Dari Eksesnota ke Fakta Memalukan
Kebrutalan tentara Belanda di Indonesia sebenarnya bukan isu baru. Setelah 1950-an, isu itu berkali-kali mengemuka di parlemen Belanda. Tahun 1969, psikolog Joop Hueting menjadi prajurit Belanda pertama yang berbicara di televisi tentang tindakan kejahatannya selama Perang Dekolonisasi di Hindia-Belanda.
Namun pada tahun yang sama Kabinet De Jong menyimpulkan tentang apa yang disebut Excessennota, bahwa angkatan bersenjata Belanda secara keseluruhan telah bertindak dengan benar, kecuali untuk ekses.

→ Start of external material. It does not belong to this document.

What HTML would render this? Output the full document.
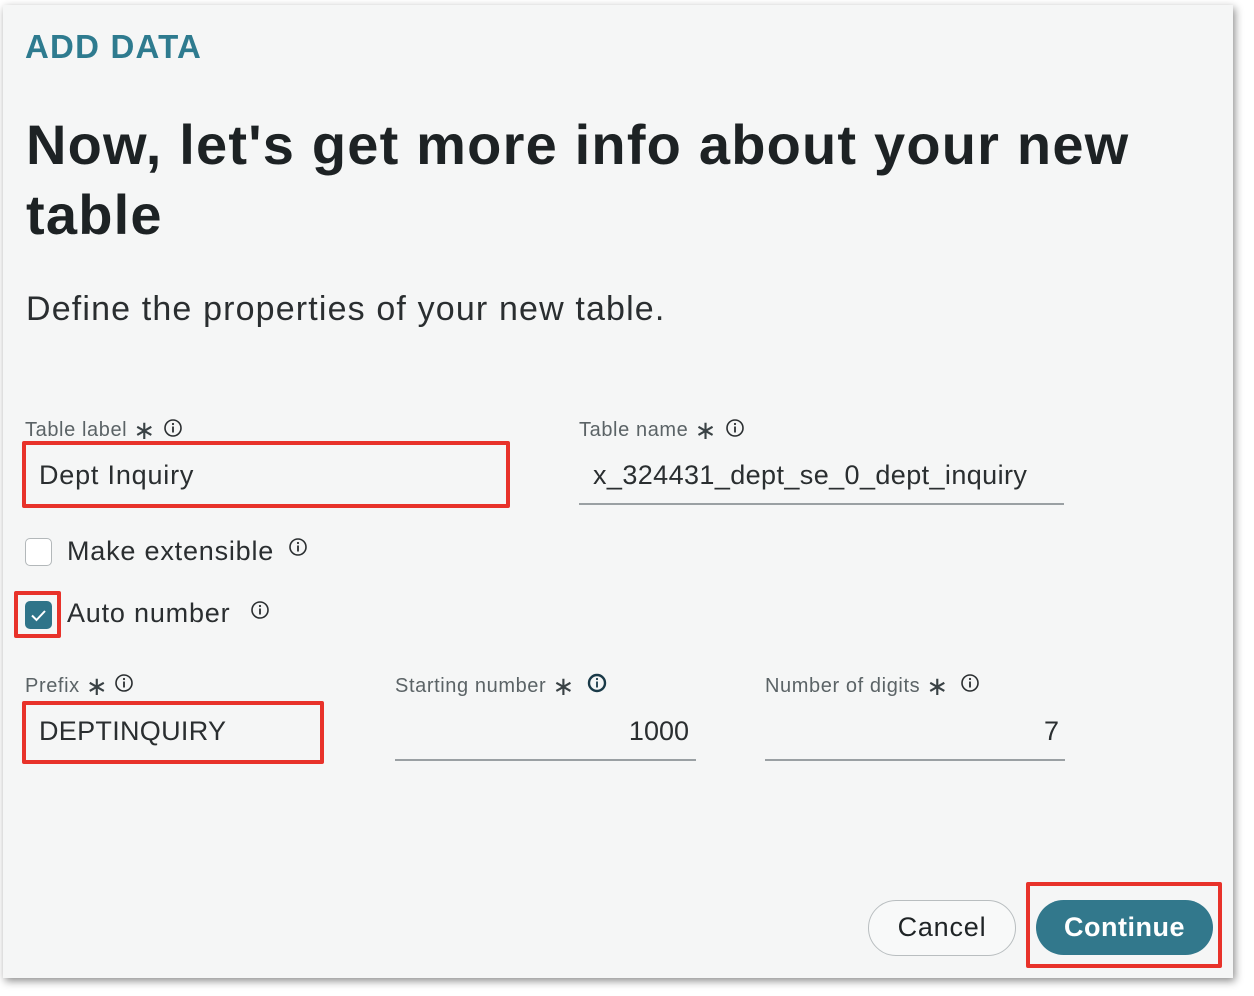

Kesimpulan ini seolah diterima semua pihak, sampai akhirnya Remy Limpach pada 2016 menggemparkan Den Haag dengan kesimpulan penelitian betapa Belanda secara struktural menerapkan kekerasan ekstrem di Hindia-Belanda.
Kini, lebih 60 tahun setelah kesimpulan Kabinet De Jong, PM Mark Rutte membuat sejarah dengan mengakui fakta memalukan tentang kekerasan ekstrem tentara Belanda di Indonesia, dan meminta maaf.
Menurut Frank Vermeulen, dalam Heel Nederland draagt schuld voor ‘beschamende feiten’ in Indonesië, apa yang dikemukakan PM Rutte bukan lagi pandangan pemerintah. Kabinet sepenuhnya mengadopsi kesimpulan keras tapi tak terhindarkan.
Artinya, PM Rutte menempatkan tanggung jawab atas ‘kekerasan ekstrem’ tidak pada individu prajurit, tetapi pemerintah Belanda, parlemen, angkatan bersenjata sebagai institusi, dan otoritas kehakiman. Rutte mengabaikan banyak kritikus yang khawatir akan dianggap sebagai penjahat perang menjelang presentasi.
Masih menurut Vermeulen, Rutte mengubah presentasi penelitian menjadi ritual pembersihan nasional. Caranya, dengan menyebut hasil penelitian sebagai fakta memalukan yang harus diakui, dan meminta maaf.
Kabinet pada akhirnya akan mengirim posisi definitif ke parlemen. Tentu saja akan terjadi perdebatan. Rutte tampaknya akan menggunakan asumsi bahwa tidak ada individu yang akan disalahkan atas fakta memalukan itu, tapi seluruh Belanda yang bertanggung jawab.
Pertanyaannya, apakah semua partai politik setuju dengan cara pandang PM Rutte? Kita lihat saja. Yang pasti, kekerasan ekstrem tentara Belanda di Indonesia antara 1945-1949 bukan lagi ekses nota tapi fakta memalukan.